No matter how much practice you get, and no matter how good you get at drawing blood or starting IVs, you will nevertheless "blow a vein"occasionally. Don't make a catastrophe out of an insignificant incident. Your CI doesn't expect you to be an expert, or even particularly competent, as a student. Physical tasks like phlebotomy do not have anything to do with intelligence. Don't try to avoid this in the future as a way to prevent making mistakes. Instead, search out every opportunity to practice that you can get.
I'm sure this won't be the last time you blow a vein. You sound like you were already nervous and your instructor embarrassed you. Just apologize to the patient or next time, don't even stick a patient if you're unsure or not comfortable.
Not all veins will pop, and not all that do are any good. Sometimes an alcohol swabing will help. You're gonna need to learn to feel what you can't see. It takes practice, which you likely won't get until you're on the floor with your RN. If you have family will to volunteer an arm for ten minutes or so use them. Use even your own arm. Find and feel your hearts content. It may not help with sticking, that's a different art, but vein finding is half the battle.
I try to avoid the terminology "blew the vein" or "the vein blew" in front of a patient. It makes it sound a lot worse than it is, and it certainly doesn't make the patient feel better about having a student drawing labs. I think it was poor form of your instructor to say that. They could have said something like "the blood isn't flowing well over here," or something else similar.
That said, don't sweat it. I've started many, many IVs and I still miss every once in a while.
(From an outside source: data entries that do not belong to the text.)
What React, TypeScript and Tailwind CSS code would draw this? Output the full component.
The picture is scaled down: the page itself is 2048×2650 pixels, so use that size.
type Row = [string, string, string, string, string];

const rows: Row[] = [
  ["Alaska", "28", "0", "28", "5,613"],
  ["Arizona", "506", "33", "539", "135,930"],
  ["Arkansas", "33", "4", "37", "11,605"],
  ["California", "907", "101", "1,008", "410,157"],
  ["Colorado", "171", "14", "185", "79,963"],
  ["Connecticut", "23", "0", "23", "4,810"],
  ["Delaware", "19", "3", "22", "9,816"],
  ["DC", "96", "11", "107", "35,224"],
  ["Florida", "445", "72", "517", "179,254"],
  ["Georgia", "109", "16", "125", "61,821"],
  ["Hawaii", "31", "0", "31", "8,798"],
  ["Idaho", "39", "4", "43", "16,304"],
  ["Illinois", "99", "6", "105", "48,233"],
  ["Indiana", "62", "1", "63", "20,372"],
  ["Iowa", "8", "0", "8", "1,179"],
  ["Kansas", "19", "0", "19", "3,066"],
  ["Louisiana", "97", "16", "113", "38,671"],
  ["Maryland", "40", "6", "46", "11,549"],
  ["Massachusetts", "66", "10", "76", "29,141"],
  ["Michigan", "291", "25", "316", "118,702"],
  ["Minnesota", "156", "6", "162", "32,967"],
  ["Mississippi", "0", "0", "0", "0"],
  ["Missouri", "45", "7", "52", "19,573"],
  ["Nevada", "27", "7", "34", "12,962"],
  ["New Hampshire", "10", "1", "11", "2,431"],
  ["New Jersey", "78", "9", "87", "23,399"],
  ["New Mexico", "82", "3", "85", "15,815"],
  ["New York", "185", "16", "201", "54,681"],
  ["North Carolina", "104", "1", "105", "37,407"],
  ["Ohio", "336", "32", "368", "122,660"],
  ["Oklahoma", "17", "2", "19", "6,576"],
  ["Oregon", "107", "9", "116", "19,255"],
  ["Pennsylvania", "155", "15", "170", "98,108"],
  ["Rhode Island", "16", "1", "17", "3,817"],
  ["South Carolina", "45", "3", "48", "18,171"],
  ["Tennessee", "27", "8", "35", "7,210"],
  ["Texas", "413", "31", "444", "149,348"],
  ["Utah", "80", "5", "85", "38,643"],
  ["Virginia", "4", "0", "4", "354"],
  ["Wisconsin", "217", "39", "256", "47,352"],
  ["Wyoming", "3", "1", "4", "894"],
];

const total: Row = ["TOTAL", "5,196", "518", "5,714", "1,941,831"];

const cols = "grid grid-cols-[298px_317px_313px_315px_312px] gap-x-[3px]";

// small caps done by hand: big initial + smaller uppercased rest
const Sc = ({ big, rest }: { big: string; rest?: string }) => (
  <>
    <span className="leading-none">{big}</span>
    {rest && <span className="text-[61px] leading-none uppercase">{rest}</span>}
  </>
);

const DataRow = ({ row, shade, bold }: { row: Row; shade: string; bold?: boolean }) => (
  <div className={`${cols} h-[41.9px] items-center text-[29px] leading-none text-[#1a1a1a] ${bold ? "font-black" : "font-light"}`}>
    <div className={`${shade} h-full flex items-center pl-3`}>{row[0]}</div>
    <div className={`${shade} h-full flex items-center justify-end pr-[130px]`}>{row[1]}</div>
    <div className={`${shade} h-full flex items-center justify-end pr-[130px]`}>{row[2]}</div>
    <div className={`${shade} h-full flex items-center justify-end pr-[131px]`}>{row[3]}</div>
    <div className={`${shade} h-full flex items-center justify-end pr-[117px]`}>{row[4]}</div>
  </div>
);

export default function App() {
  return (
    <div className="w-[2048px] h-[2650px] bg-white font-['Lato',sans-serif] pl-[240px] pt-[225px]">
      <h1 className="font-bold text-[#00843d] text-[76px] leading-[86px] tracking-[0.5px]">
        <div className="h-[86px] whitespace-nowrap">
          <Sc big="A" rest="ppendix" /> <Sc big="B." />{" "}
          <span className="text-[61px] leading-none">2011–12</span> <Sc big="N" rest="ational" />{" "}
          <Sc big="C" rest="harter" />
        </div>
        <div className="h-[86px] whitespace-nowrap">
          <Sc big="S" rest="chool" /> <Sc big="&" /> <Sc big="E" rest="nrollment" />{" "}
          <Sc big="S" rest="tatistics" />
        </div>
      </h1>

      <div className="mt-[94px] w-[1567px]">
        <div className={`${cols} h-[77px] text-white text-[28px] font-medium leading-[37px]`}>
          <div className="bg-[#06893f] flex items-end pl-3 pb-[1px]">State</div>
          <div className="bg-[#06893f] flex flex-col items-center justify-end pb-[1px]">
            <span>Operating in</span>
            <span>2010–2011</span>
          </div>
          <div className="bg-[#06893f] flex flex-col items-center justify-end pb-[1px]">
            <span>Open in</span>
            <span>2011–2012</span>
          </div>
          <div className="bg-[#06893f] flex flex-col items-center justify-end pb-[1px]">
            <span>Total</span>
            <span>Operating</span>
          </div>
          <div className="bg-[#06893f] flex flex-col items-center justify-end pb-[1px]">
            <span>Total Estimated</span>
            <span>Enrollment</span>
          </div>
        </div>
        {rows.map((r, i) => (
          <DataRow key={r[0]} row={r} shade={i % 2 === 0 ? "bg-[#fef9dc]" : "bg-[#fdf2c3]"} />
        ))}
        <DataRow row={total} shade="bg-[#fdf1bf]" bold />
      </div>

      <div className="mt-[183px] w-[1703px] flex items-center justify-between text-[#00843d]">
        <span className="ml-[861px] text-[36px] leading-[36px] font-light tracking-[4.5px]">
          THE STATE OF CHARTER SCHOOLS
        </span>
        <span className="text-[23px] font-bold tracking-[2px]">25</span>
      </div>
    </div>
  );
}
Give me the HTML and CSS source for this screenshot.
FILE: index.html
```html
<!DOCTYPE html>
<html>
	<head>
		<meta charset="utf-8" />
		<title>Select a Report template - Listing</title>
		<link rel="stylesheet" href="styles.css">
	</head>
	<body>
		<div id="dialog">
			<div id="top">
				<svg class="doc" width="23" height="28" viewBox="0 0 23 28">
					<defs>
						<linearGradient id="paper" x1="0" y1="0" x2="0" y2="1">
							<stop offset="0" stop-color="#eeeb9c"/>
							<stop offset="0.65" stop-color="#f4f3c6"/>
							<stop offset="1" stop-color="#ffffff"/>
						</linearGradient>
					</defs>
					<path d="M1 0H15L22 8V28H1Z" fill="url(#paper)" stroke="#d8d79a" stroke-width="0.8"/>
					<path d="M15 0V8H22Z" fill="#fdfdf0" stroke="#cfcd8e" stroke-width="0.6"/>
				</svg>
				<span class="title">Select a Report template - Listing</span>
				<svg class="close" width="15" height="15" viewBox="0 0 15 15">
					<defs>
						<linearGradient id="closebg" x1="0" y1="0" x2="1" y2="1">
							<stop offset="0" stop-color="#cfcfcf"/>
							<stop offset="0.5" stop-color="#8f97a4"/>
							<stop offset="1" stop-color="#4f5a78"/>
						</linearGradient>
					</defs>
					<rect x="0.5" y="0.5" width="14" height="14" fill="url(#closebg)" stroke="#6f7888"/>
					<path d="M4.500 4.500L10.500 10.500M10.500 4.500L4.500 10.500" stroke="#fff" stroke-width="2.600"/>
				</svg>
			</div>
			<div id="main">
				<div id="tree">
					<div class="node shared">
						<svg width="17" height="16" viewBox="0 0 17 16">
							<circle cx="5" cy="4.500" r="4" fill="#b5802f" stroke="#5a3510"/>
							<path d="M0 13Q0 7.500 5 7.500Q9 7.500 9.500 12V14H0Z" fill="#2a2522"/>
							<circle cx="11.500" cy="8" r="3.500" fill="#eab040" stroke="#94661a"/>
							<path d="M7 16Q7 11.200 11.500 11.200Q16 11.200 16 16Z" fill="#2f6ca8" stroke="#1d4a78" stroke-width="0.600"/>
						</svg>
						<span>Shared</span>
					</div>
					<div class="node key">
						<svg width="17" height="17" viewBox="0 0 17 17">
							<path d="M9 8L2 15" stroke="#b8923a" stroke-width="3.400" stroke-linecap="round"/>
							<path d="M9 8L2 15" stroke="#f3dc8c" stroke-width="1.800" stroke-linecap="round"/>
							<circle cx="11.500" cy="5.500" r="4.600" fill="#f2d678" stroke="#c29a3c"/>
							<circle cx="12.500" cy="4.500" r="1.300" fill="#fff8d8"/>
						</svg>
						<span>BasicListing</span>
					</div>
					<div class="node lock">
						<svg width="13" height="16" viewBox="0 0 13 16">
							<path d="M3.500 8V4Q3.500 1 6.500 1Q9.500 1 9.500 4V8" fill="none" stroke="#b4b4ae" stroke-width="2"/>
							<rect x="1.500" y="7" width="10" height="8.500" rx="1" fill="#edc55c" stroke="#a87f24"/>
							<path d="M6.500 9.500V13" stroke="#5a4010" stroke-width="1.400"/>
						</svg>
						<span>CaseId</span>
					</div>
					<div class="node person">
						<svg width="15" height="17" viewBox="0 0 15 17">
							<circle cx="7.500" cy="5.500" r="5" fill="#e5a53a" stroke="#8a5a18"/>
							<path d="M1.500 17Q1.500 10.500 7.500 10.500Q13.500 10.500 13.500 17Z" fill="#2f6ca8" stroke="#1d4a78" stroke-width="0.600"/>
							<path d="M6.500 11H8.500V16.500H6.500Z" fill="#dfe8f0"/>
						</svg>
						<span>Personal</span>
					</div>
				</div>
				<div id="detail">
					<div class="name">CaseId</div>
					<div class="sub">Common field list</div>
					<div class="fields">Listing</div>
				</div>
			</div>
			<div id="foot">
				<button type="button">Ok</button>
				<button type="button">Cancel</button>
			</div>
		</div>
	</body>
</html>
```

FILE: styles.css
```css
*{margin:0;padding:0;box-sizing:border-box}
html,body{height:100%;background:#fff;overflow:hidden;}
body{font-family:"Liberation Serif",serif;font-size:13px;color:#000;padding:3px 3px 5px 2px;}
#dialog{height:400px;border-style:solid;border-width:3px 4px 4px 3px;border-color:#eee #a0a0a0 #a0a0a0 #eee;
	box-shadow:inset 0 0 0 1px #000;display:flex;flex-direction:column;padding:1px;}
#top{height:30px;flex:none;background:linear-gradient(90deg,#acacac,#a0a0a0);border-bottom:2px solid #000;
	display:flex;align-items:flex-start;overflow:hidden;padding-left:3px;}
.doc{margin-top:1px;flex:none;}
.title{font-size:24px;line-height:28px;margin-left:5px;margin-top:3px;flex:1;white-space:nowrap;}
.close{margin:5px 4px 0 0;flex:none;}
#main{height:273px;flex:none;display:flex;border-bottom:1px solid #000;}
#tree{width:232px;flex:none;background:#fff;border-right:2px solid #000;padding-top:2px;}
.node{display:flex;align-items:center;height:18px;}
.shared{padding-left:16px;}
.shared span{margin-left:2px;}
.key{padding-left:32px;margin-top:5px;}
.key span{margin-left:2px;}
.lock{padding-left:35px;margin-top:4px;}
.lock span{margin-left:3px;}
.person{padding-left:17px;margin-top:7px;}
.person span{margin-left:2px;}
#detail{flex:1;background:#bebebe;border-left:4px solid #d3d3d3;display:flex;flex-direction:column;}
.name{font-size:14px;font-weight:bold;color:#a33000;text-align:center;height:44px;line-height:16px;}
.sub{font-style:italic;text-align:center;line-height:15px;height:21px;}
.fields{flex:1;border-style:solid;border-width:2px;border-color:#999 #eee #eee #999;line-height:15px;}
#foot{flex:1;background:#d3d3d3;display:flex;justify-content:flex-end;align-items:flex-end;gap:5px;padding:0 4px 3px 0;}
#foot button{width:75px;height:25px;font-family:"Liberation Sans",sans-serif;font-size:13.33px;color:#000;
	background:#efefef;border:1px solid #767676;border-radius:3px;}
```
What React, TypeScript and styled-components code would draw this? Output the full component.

This is going to happen. A lot! Dont sweat it.
My gosh when I was still in the army and we were learning to give IVs we practiced on each other. By the end of the week, we looked like a support group for hemophiliac intravenous drug users.
Frankly the fact that nursing schools have mostly discontinued the practice of allowing nursing students to practice on each other is sad and detracts from gaining needed competence.
So sorry that you had a crappy clinical. Hopefully your instructor will understand and remember that you're human and still learning how to get the hang of it. Not sure why some people need to make you feel worse by stating that it isn't rant worthy. You can rant. If people don't like it they have the option of scrolling past your post instead of the unnecessary mean girl comments but I guess that some of us try to live up to our names.
Anyway, feel free to msg me if you ever need to "rant"...I've been there and completely understand. Hoping that your next clinical is a great one.
Completely agree with jj24.
I agree that verbiage in front of the patient is unnecessary and pretty much inappropriate. When I'm working with someone I just gently say, "it looks like that one isn't going to work this time..." Everything else can be discussed later away from the patient.
OP I'm sure no one hated you or thought you were stupid. Everything's okay.
I'll echo what the others have said. IV insertion and phlebotomy isn't an exact science. Even the "best" stick on the floor will not be able to draw blood some days or will blow a vein. Sometimes I can get it easily first try, sometimes no matter what I do there just isn't anything there. You try, and ask colleagues to help, maybe draw from a central line if that's feasible, and very occasionally those labs just can't be drawn. There seems to be a myth among students/new nurses that being unable to stick someone is a sign of incompetence. Nope, it's occasionally part of the deal.
It's okay not to get the stick. I'm the go-to person on the floor for IVs, and there are times I can't get one. Anytime someone can't get a stick, they've probably blown the vein.
I didn't even get to try an IV or a blood draw in nursing school. The real learning will come on the floor when you're a licensed nurse, so don't sweat this small stuff!